WHAT TO PRODUCE
Leaving out the pictures, retype the lines from the beginning of the listing through the line containing "const cell = 'border-r-2".

STORED DATA

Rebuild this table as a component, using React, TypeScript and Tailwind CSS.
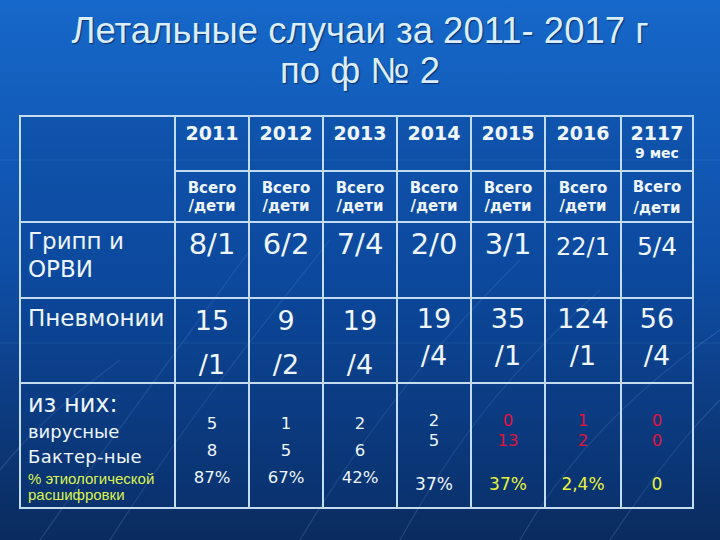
const years = ['2011', '2012', '2013', '2014', '2015', '2016']

const flu = [
  { v: '8/1', cls: 'text-[29px] pt-[3px]' },
  { v: '6/2', cls: 'text-[29px] pt-[3px]' },
  { v: '7/4', cls: 'text-[29px] pt-[3px]' },
  { v: '2/0', cls: 'text-[29px] pt-[3px]' },
  { v: '3/1', cls: 'text-[29px] pt-[3px]' },
  { v: '22/1', cls: 'text-[24px] pt-[6px]' },
  { v: '5/4', cls: 'text-[25px] pt-[6px]' },
]

const pneumo = [
  ['15', '/1'],
  ['9', '/2'],
  ['19', '/4'],
  ['19', '/4'],
  ['35', '/1'],
  ['124', '/1'],
  ['56', '/4'],
]

const ofThem = [
  ['5', '8', '87%'],
  ['1', '5', '67%'],
  ['2', '6', '42%'],
]

const ofThemLate = [
  { a: '2', b: '5', pct: '37%', num: 'text-[#eef6fc]', pc: 'text-[#eef6fc]' },
  { a: '0', b: '13', pct: '37%', num: 'text-[#e0143a]', pc: 'text-[#e8f23e]' },
  { a: '1', b: '2', pct: '2,4%', num: 'text-[#e0143a]', pc: 'text-[#e8f23e]' },
  { a: '0', b: '0', pct: '0', num: 'text-[#e0143a]', pc: 'text-[#e8f23e]' },
]

const cell = 'border-r-2 border-b-2 border-[#c4dcf0]'

export default function App() {
  return (
    <div className="relative h-[540px] w-[720px] overflow-hidden bg-gradient-to-b from-[#1668ca] via-[#0e4ea6] to-[#0a2b5e]">
      {/* background streaks */}
      <svg className="pointer-events-none absolute inset-0" width="720" height="540" viewBox="0 0 720 540">
        <g fill="none" stroke="#8ec4ff" strokeOpacity="0.18" strokeWidth="1.2">
          <path d="M40 540 C 110 440, 170 360, 250 250" />
          <path d="M110 540 C 180 430, 250 340, 330 240" />
          <path d="M300 540 C 360 440, 420 360, 520 260" />
          <path d="M400 540 C 450 450, 500 380, 600 290" />
          <path d="M520 540 C 560 470, 620 400, 720 330" />
          <path d="M610 540 C 650 480, 690 430, 720 400" />
          <path d="M0 470 C 40 420, 80 390, 120 360" />
        </g>
        <g stroke="#8ec4ff" strokeOpacity="0.12" strokeWidth="1">
          <line x1="0" y1="160" x2="720" y2="160" />
          <line x1="0" y1="343" x2="720" y2="343" />
        </g>
      </svg>

      <div className="relative flex flex-col items-center pt-[11px] font-['Liberation_Sans',Arial,sans-serif] text-[36.5px] leading-[40px] text-[#d9eefa] [text-shadow:1px_1px_1px_rgba(0,10,50,0.6)]">
        <div>Летальные случаи за 2011- 2017 г</div>
        <div>по ф № 2</div>
      </div>

      <div className="relative ml-[19px] mt-[24px] grid w-[675px] grid-cols-[155px_74px_74px_74px_74px_74px_76px_72px] grid-rows-[55px_51px_76px_85px_125px] border-l-2 border-t-2 border-[#c4dcf0] bg-[#083a88]/25 font-['DejaVu_Sans',Verdana,sans-serif] text-[#eef6fc]">
        {/* header */}
        <div className={`${cell} row-span-2`} />
        {years.map((y) => (
          <div key={y} className={`${cell} flex justify-center pt-[5px] text-[19px] font-bold leading-[22px]`}>
            {y}
          </div>
        ))}
        <div className={`${cell} flex flex-col items-center pt-[5px] font-bold`}>
          <span className="text-[19px] leading-[22px]">2117</span>
          <span className="text-[14px] leading-[18px]">9 мес</span>
        </div>

        {/* sub header */}
        {[...years, '2117'].map((y, i) => (
          <div
            key={'s' + y}
            className={`${cell} flex flex-col items-center justify-center text-[15px] font-bold ${i === 6 ? 'pt-[3px] leading-[21px]' : 'leading-[18px]'}`}
          >
            <span>Всего</span>
            <span>/дети</span>
          </div>
        ))}

        {/* flu */}
        <div className={`${cell} pl-[7px] pt-[4px] text-[23px] leading-[28px]`}>
          Грипп и
          <br />
          ОРВИ
        </div>
        {flu.map((f) => (
          <div key={'f' + f.v} className={`${cell} flex justify-center leading-[36px] ${f.cls}`}>
            {f.v}
          </div>
        ))}

        {/* pneumonia */}
        <div className={`${cell} pl-[7px] pt-[5px] text-[23px] leading-[28px]`}>Пневмонии</div>
        {pneumo.map(([a, b], i) => (
          <div
            key={'p' + i}
            className={`${cell} flex flex-col items-center text-[27px] ${i < 3 ? 'leading-[44px]' : 'pt-[1px] leading-[37px]'}`}
          >
            <span>{a}</span>
            <span>{b}</span>
          </div>
        ))}

        {/* of them */}
        <div className={`${cell} flex flex-col pl-[7px] pt-[5px]`}>
          <span className="text-[24px] leading-[30px]">из них:</span>
          <span className="text-[18px] leading-[25px]">вирусные</span>
          <span className="text-[18px] leading-[25px] tracking-[0.3px]">Бактер-ные</span>
          <span className="mt-[2px] font-['Liberation_Sans',Arial,sans-serif] text-[15px] leading-[16px] text-[#dcf24e]">
            % этиологической
          </span>
          <span className="font-['Liberation_Sans',Arial,sans-serif] text-[15px] leading-[16px] text-[#dcf24e]">
            расшифровки
          </span>
        </div>
        {ofThem.map((vals, i) => (
          <div key={'o' + i} className={`${cell} flex flex-col items-center pt-[26px] text-[16.5px] leading-[27px]`}>
            {vals.map((v, j) => (
              <span key={j}>{v}</span>
            ))}
          </div>
        ))}
        {ofThemLate.map((o, i) => (
          <div key={'l' + i} className={`${cell} flex flex-col items-center pt-[27px] text-[16.5px] leading-[20px]`}>
            <span className={o.num}>{o.a}</span>
            <span className={o.num}>{o.b}</span>
            <span className={`mt-[23px] text-[17px] ${o.pc}`}>{o.pct}</span>
          </div>
        ))}
      </div>
    </div>
  )
}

CORRECT OUTPUT
Rebuild this table as a component, using React, TypeScript and Tailwind CSS.
const years = ['2011', '2012', '2013', '2014', '2015', '2016']

const flu = [
  { v: '8/1', cls: 'text-[29px] pt-[3px]' },
  { v: '6/2', cls: 'text-[29px] pt-[3px]' },
  { v: '7/4', cls: 'text-[29px] pt-[3px]' },
  { v: '2/0', cls: 'text-[29px] pt-[3px]' },
  { v: '3/1', cls: 'text-[29px] pt-[3px]' },
  { v: '22/1', cls: 'text-[24px] pt-[6px]' },
  { v: '5/4', cls: 'text-[25px] pt-[6px]' },
]

const pneumo = [
  ['15', '/1'],
  ['9', '/2'],
  ['19', '/4'],
  ['19', '/4'],
  ['35', '/1'],
  ['124', '/1'],
  ['56', '/4'],
]

const ofThem = [
  ['5', '8', '87%'],
  ['1', '5', '67%'],
  ['2', '6', '42%'],
]

const ofThemLate = [
  { a: '2', b: '5', pct: '37%', num: 'text-[#eef6fc]', pc: 'text-[#eef6fc]' },
  { a: '0', b: '13', pct: '37%', num: 'text-[#e0143a]', pc: 'text-[#e8f23e]' },
  { a: '1', b: '2', pct: '2,4%', num: 'text-[#e0143a]', pc: 'text-[#e8f23e]' },
  { a: '0', b: '0', pct: '0', num: 'text-[#e0143a]', pc: 'text-[#e8f23e]' },
]

const cell = 'border-r-2 border-b-2 border-[#c4dcf0]'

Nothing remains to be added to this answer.